Is the  drive completely  failed out of the raid10?

With a drive missing I would only expect read issues, but if the read
load is high enough that it really needs both disks for the read load,
then that would cause the writes to be slower if the total IO
(read+write load) is overloading the disks.

With 7200 rpm disks you can do a max of about 100-150 seeks and/or
IOPS per second on each disk, any more than that and all performance
on the disks will start to back up.   It will be worse if the
application is writing sync to the disks (app guys love sync but fail
to understand how it interacts with spinning disk hardware).

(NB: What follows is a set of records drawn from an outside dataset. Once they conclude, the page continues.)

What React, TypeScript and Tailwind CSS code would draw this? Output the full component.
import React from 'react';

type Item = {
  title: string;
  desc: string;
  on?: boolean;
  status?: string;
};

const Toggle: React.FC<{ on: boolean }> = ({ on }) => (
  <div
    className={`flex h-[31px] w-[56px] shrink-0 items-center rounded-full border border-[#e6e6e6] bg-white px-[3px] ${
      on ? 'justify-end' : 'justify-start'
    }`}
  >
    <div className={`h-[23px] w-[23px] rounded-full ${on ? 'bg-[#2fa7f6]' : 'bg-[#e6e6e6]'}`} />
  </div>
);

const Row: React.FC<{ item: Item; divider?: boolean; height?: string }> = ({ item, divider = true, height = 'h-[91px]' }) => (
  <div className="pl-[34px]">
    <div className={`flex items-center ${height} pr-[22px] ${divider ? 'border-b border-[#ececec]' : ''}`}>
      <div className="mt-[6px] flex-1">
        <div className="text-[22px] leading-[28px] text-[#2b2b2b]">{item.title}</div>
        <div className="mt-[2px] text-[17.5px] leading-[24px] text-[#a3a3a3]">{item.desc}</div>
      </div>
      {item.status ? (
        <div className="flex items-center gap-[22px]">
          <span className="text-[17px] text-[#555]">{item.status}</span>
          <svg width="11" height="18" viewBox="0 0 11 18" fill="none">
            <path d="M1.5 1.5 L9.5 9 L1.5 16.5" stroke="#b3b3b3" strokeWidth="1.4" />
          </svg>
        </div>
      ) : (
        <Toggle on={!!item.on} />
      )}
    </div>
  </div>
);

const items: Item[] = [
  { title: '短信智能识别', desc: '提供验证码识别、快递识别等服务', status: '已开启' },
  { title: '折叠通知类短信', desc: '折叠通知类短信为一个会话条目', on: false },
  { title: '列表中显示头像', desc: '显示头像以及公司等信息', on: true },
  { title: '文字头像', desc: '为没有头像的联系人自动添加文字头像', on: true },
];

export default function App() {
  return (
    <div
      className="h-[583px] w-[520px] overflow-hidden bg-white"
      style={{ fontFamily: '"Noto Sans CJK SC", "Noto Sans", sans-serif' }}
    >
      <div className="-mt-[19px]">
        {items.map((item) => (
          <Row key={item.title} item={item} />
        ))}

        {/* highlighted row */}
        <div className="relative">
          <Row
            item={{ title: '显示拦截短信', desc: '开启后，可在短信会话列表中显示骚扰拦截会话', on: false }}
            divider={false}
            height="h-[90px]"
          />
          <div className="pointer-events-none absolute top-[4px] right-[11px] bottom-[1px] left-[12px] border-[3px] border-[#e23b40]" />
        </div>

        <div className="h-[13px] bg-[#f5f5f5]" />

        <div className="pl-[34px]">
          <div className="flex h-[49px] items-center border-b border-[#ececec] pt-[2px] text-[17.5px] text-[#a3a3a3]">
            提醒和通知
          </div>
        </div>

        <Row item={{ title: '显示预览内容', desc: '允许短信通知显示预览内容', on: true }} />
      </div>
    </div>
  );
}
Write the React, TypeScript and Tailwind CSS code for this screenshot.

Sar -d will show the disks and the tps (iops) and the wait time (7200
disk has seek time of around 5-8ms).   It will also show similar stats
on the md device itself.  If the device is getting backed up that
means that app guys failed to understand the ability of the hardware
and what their application needs.

On Wed, Oct 19, 2022 at 5:11 PM Wols Lists <antlists@youngman.org.uk> wrote:
>
> On 19/10/2022 22:00, Reindl Harald wrote:
> >
> >
> > Am 19.10.22 um 21:30 schrieb Umang Agarwalla:
> >> Hello all,
> >>
> >> We run Linux RAID 10 in our production with 8 SAS HDDs 7200RPM.
> >> We recently got to know from the application owners that the writes on
> >> these machines get affected when there is one failed drive in this
> >> RAID10 setup, but unfortunately we do not have much data around to
> >> prove this and exactly replicate this in production.
> >>
> >> Wanted to know from the people of this mailing list if they have ever
> >> come across any such issues.
> >> Theoretically as per my understanding a RAID10 with even a failed
> >> drive should be able to handle all the production traffic without any
> >> issues. Please let me know if my understanding of this is correct or
> >> not.
> >
> > "without any issue" is nonsense by common sense
>
> No need for the sark. And why shouldn't it be "without any issue"?
> Common sense is usually mistaken. And common sense says to me the exact
> opposite - with a drive missing that's one fewer write, so if anything
> it should be quicker.
>
> Given that - on the system my brother was using - the ops guys didn't
> notice their raid-6 was missing TWO drives, it seems like lost drives
> aren't particularly noticeable by their absence ...
>
> Okay, with a drive missing it's DANGEROUS, but it should not have any
> noticeable impact on a production system until you replace the drive and
> it's rebuilding.
>
> Unfortunately, I don't know enough to say whether a missing drive would,
> or should, impact performance.
>
> Cheers,
> Wol

^ permalink raw reply	[flat|nested] 14+ messages in thread

* Re: Performance Testing MD-RAID10 with 1 failed drive
  2022-10-19 23:23     ` Roger Heflin
@ 2022-10-20  6:43       ` Umang Agarwalla
  2022-10-21  0:14         ` Andy Smith
  0 siblings, 1 reply; 14+ messages in thread
From: Umang Agarwalla @ 2022-10-20  6:43 UTC (permalink / raw)
  To: Roger Heflin; +Cc: Wols Lists, Reindl Harald, linux-raid

Hello Roger, All,

Thanks for your response.

Yes, the scenario is when the drive completely fails out of raid10. I
know it's not right to approach to run an array with a failed drive.
But what I am trying to understand is, how to benchmark the
performance hit in such a condition.
It's always a priority for us to get the failed drive replaced.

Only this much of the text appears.